30 years for me. My basement shop would not even permit the relatively tiny rockwell vertical to
live there, the overhead is just too low. The hardinge fits quite well. I even own a rebuilt M head
that I've adapted to that machine, and I never put it into play. Actually I am trying to find a good
home for that.

From the photos the knee travel and table size for the rockwell vertical is about the same as the
specs for a hardinge UM. Ie a bit on the small size.
 
30 years for me.
There yah go. Yer a good man, after all, Charlie Brown.
:D

My basement shop would not even permit the relatively tiny rockwell vertical to
live there, the overhead is just too low. The hardinge fits quite well. I even own a rebuilt M head that I've adapted to that machine, and I never put it into play. Actually I am trying to find a good home for that.
Guess an "M" head is better than a Porter-Cable router or one of those Chinee ER-XX spindles, but even so, Carbide endmills as good as they have grown to be? High RPM works well. I'd abstain from betting.
From the photos the knee travel and table size for the rockwell vertical is about the same as the specs for a hardinge UM. Ie a bit on the small size.

I could be wrong, but the Rockwell seems to be stouter in the the ways and knee. R8 to me is but a nuisance. I'm fine with # 9 B&S and a PDQ-Marlin rig even on that.

And it could fit just fine. Look again.

The integral base can be re-purposed to - for example, host a T&C grinder of the Deckel/Alexander/Gorton/Lars "SO" tribe.

The mill itself could go onto a shop-fab base not as tall.

I'm blessed (or cursed) that the ceiling in my case is not under living space. It is an annnoyingly low overhead, but nonetheless scoot and crawl accessable storage attic, built Hell-for-stout because the prevous owner THOUGHT he could get a permit for a full story that would have been living space level with the upper story of the three-level-split residence... and failed of approval.

Long story short, I need a HATCH to pull the top off the Alzmetall AB5/S and would need another to pull the drawbar of the Quartet's vertical head. On the Quartet it isn't at all hard to swing rhe head over instead of cutting a hatch.

Even so, I should live long enough to go any stiffer in the wrong places, it may yet get that hatch.

Message there is my case, a covered opening up-top is easy.

Other folk may need only a cleared cavity in the spece between floor joists to get the extra clearance - no need of piercing the deck above.

Or they could do. The carpentry is easy enough.

"Grand Ma? Why is there a flush trapdoor in the middle of your bathroom floor right in front of the flush toilet?"

"That's so your Grand Dad can pull his drawbar, dear Grand Daughter."
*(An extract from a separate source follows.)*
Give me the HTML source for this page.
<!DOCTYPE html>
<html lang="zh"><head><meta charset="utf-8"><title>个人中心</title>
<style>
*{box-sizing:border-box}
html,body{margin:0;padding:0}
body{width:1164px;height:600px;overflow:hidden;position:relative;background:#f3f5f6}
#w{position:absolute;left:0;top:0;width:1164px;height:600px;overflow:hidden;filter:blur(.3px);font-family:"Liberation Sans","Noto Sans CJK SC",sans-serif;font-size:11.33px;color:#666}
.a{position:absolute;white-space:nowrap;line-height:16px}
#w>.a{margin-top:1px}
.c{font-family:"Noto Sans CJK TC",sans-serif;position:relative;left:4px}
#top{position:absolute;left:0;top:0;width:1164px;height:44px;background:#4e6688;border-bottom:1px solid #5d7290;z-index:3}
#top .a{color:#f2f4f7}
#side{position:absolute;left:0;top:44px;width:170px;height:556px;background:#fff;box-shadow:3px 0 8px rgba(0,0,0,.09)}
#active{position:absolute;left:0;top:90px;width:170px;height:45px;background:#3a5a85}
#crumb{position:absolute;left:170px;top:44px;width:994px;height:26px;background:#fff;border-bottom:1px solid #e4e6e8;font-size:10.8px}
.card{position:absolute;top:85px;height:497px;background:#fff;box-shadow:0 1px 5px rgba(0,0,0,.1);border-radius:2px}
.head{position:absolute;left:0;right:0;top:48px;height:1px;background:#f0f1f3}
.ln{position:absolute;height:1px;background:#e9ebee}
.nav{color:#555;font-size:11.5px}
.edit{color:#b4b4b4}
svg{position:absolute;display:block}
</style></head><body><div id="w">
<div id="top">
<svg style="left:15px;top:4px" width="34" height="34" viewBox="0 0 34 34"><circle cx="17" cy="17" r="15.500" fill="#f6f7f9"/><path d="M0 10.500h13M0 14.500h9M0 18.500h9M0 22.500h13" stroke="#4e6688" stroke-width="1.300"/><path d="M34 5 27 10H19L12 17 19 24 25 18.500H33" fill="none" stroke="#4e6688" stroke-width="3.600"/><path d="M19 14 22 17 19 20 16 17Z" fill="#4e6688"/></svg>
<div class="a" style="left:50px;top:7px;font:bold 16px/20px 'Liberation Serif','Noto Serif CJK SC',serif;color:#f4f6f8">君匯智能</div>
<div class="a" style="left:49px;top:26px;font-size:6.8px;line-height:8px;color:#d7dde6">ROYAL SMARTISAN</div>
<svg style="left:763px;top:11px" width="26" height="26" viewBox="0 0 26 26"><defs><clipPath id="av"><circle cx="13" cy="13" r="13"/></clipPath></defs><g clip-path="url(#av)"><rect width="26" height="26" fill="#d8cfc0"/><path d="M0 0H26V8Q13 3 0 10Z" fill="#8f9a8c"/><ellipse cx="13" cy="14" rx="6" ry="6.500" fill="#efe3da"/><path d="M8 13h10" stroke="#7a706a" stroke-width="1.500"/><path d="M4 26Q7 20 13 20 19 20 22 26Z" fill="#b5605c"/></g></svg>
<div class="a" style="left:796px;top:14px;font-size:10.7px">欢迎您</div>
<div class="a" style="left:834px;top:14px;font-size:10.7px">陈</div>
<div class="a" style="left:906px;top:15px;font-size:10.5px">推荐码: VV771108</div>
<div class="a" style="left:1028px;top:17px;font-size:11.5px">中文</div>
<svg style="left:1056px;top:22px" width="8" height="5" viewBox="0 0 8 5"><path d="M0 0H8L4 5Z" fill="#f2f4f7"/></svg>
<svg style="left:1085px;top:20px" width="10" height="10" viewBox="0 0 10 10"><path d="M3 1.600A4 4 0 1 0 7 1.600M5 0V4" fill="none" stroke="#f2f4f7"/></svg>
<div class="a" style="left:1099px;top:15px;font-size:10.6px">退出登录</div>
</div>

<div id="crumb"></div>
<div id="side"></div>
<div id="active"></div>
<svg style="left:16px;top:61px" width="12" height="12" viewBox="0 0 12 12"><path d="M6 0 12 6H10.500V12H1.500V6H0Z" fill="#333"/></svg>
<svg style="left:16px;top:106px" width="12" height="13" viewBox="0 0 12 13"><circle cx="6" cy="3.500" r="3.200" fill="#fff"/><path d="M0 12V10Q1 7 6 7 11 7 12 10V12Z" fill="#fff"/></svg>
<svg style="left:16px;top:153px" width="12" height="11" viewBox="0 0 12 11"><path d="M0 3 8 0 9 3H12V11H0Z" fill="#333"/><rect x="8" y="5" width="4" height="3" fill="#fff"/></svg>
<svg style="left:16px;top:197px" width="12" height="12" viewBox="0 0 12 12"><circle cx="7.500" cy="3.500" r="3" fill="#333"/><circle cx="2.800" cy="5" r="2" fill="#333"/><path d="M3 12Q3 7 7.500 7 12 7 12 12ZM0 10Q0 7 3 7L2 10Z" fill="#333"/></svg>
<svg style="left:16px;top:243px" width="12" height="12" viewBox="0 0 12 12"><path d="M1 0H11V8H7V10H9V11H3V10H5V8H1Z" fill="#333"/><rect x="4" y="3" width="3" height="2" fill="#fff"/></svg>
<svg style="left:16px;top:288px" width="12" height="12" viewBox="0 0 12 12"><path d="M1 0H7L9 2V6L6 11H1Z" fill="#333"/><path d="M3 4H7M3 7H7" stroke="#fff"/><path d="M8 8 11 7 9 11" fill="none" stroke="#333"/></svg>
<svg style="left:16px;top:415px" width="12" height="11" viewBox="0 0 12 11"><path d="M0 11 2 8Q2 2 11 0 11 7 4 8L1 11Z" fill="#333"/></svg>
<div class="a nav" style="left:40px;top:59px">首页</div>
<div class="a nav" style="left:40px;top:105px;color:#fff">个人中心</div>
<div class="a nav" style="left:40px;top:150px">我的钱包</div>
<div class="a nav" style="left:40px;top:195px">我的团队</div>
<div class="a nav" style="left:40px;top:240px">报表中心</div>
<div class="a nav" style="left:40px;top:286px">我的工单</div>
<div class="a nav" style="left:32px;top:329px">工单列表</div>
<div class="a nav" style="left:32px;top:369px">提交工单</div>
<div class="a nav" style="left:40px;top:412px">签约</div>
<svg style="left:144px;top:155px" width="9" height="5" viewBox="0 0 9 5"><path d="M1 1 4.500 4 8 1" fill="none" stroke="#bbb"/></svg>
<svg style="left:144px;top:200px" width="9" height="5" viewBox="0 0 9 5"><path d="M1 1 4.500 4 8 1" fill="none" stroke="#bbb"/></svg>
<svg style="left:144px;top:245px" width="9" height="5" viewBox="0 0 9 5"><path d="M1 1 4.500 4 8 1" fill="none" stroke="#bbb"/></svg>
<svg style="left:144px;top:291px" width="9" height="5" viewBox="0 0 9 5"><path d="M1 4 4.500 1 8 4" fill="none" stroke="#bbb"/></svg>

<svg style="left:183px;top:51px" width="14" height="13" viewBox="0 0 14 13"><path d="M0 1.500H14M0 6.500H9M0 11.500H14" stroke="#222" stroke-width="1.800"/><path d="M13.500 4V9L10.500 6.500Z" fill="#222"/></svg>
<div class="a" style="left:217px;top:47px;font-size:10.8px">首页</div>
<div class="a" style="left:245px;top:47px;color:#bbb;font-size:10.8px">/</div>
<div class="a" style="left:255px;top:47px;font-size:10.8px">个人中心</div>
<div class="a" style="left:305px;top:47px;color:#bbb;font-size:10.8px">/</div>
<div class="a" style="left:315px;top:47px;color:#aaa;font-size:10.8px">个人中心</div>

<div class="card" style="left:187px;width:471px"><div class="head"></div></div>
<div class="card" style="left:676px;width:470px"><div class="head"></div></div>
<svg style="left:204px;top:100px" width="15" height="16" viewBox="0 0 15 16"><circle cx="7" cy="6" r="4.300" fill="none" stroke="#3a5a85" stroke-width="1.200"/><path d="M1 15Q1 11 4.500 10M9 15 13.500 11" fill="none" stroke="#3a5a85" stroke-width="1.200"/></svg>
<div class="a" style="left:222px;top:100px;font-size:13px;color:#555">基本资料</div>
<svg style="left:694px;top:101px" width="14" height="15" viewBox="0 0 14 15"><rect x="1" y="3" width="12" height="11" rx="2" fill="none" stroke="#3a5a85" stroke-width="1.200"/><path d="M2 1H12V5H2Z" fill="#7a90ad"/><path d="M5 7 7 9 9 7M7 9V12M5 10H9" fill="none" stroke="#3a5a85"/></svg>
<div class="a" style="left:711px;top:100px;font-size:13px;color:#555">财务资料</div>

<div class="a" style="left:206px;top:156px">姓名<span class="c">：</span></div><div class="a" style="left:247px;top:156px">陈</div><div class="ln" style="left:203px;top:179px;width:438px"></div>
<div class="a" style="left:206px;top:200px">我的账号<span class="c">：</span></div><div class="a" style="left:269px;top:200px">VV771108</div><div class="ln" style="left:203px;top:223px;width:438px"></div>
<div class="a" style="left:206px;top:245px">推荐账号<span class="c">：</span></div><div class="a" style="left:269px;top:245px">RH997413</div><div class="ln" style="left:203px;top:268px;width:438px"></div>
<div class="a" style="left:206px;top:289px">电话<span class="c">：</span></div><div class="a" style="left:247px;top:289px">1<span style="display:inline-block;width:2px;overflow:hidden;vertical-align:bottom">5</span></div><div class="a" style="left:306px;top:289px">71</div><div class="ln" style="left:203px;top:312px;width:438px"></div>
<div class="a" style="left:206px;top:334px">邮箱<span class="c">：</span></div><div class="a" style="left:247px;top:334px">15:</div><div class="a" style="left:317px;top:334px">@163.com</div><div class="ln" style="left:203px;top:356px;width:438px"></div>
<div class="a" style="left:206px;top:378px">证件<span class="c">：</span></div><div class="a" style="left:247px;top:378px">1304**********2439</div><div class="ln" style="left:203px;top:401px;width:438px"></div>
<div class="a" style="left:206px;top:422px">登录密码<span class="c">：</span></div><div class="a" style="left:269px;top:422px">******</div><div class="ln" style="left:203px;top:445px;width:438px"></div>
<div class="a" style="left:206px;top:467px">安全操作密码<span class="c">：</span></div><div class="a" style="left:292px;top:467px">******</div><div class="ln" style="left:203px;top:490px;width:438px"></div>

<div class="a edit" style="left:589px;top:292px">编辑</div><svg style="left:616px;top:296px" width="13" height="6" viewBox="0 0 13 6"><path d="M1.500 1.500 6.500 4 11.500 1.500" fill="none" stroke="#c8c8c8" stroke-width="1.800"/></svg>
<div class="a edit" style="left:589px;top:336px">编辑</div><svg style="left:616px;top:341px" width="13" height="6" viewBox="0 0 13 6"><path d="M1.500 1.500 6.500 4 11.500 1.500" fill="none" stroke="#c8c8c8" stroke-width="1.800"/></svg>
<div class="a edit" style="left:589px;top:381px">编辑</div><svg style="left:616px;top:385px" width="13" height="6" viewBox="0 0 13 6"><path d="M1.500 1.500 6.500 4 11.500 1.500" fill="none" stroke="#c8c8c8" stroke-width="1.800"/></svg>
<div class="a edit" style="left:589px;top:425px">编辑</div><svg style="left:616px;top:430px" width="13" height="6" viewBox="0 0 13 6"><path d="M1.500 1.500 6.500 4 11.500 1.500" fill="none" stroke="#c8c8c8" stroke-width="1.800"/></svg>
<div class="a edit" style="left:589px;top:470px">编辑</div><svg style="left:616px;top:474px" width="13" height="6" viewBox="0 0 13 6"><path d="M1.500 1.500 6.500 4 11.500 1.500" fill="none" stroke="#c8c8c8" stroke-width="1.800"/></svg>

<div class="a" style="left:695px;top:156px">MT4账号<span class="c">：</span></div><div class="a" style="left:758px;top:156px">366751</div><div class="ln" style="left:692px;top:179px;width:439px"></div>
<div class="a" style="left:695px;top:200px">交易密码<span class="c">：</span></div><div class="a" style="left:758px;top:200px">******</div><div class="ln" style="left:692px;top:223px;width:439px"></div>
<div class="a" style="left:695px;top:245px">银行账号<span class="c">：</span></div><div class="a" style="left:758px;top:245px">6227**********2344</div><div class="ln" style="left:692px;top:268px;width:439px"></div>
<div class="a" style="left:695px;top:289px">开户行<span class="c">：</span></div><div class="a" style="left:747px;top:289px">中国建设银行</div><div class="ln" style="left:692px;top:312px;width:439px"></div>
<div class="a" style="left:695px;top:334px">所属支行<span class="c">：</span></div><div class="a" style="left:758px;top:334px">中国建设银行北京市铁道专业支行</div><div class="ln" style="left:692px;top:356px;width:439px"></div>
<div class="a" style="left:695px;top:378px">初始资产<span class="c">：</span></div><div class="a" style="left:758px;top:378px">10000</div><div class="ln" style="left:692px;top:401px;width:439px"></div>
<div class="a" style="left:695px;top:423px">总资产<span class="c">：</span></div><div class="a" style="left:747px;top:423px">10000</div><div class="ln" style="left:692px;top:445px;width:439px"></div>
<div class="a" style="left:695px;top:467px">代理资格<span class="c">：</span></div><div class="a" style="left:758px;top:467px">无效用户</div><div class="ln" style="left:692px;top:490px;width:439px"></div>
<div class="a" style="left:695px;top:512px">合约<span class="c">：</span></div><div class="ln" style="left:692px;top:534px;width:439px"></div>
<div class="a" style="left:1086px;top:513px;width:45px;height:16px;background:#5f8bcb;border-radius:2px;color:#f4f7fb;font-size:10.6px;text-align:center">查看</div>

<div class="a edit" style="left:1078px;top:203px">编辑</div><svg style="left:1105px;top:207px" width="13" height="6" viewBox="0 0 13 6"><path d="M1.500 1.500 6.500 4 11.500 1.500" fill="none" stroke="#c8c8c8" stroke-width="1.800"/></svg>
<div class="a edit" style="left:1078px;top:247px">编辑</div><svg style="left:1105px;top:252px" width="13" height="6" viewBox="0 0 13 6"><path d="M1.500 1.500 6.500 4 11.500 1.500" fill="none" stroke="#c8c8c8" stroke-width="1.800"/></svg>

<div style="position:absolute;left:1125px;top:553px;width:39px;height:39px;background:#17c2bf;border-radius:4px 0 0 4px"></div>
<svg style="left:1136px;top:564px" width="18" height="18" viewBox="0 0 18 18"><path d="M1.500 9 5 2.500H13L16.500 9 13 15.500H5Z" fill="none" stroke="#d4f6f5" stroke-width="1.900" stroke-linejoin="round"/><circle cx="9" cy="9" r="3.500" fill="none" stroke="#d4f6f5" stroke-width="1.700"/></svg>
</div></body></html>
I'd like to be a fly on the wall whilst the Ancient and Honourable Wimmin's Union take up the rest of THAT "educational" conversation about the male of the species and his odd ways...

:D
 
$4000 is the very very top end. I have one for sale that has never been advertised but I am 800 miles from you. Mine is in very good condition. I acquired it from a local high school in 1995. I am the second owner. It was in regular use in my garage shop until about 5 years ago when I replaced it with a millrite/Bridgeport Head. If you are interested let me know in this thread and I’ll send you photos and answer questions.

Even if that is too far I can still answer questions about the Rockwell mill. I used mine for 20 years.

Mach,
I would potentially be interested in this as well. Gotta hurry up and get my tax refund!